Okay algebra and geometry but other than that, spend time practicing addition and subtraction, multiplication and division. That’s 99% of the math you’ll need to know if you’re not going to be an engineer, etc.


10, 14, 15, 18, 21



Read Harry Potter series to him / with him.


9-10



Get up early on a Saturday and go downtown. See how fun it is to be up before the rest of the world.


7-9



90 seconds or less. No one wants to hear you talk for more than that. (In a personal setting like giving a toast.)


17, 21



Live a life of dignity and joy.


14, 21



Letting go hurts. There's no two ways about it. You just gotta feel it and get through it.

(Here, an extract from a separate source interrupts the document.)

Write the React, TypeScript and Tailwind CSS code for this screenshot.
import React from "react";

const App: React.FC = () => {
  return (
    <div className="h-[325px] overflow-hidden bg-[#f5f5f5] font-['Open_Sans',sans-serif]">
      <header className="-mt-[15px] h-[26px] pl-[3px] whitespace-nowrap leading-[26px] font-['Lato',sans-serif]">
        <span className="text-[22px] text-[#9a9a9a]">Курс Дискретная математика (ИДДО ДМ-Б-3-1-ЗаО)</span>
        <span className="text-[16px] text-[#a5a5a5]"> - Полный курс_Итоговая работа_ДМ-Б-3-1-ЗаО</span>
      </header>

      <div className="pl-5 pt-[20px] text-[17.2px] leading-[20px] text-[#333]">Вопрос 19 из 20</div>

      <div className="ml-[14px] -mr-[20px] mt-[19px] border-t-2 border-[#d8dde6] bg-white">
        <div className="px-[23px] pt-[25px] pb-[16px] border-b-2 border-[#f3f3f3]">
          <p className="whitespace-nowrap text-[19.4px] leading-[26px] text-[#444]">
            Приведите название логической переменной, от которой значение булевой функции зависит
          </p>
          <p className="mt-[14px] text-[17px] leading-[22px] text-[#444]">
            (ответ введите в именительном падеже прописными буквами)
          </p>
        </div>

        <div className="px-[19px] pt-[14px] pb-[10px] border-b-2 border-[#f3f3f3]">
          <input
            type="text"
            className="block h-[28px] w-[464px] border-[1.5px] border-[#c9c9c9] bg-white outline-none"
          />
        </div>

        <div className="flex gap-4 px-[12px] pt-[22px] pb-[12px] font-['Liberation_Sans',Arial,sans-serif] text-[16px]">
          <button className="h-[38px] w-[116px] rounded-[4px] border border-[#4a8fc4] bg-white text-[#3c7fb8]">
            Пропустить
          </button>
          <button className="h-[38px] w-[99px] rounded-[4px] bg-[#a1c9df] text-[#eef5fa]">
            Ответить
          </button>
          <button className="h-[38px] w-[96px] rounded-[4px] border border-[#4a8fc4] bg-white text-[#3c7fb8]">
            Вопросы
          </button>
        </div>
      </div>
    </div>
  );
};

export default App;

Cry. Sweat it out. Sing, run, write, or just scrub floors. You will get through it, and you will be stronger and more compassionate.


14



Teach them to clean the bathroom. Wipe down surfaces, clean mirrors, etc. It’s their job to keep it tidy. Everybody pitches in to keep up with housework.


4-18



Universal Studios


12-18



Teach tuck to drive


15



There IS such a thing as coming on too strong. Err on the side of leaving them wanting more.


15, 18, 21



Sometimes you can be so angry you don’t know what to do with yourself. It’s like being forced to keep your hand on a hot stove, trying to get through one minute at a time, one even one breath at a time. But there’s no need to white-knuckle it. The rage you feel is demanding to be acknowledged and validated. It needs to be processed, not ignored, stuffed down inside. A short list of some outlets for rage that’s begging to be heard are: art, music, physical activity, time in nature, anything creative or expressive. Baking, writing, improv, storytelling, stand up. Maybe try challenging yourself to do something difficult, something doable but you would have never thought you could do, like run a marathon, etc. Literally talk to the rage. Name it. Is it male or female? Young or old? Is it human or animal or alien, etc? Giving Rage a name, say for example Helen. Helen is a straight-up terrifying 8th grader. She has a few things she’d like to unload about. Dialog it in your head. And when you’ve heard her out, Helen will leave peacefully, if not painlessly. What do you do with yourself when the rage is gone? Give yourself permission to start over. Always remember I love you. xoxo


14, 15, 16, 17, 18, 19, 21



Go to movie Star Wars


12



Visit the Grand Canyon together


18-21



Just because I forgive you, it doesn’t mean I trust you. Trust has to be earned.


15, 18, 21



Two years after Trump lost re-election I still struggle to understand how anyone could support him, to say nothing of work for him. But then it came to me: being close to power is intoxicating. It makes people feel important and accepted, which are things very few of us ever, though we all long to, feel. I recalled how very much I longed for this type of acceptance for most of my career. I *loved* being included in meetings with the CEO. I loved having a access and influence. It was so validating, so satisfying! Looking back I’m embarrassed, even ashamed about how much of a fan girl I was. (Don’t get me wrong! Ambition and drive are good things! But I was more concerned with being perceived as important than I was in substance or actual effort.) All this to say, be mindful of the lure of being in the “it” group. We all crave the acceptance and approval. There’s nothing wrong with wanting a seat at the table, just pay more attention to be table than the seat. If you had a chance to work in the Whitehouse for Donald Trump, would you? Would you trade your values for power?


15, 21



Talking to people you disagree with is sometimes difficult. But it doesn’t have to be. Enter every conversion assuming you have something to learn.


14, 18, 21



Be the kind of man that people feel safe around. Safe from harm, safe from judgment and safe from ridicule.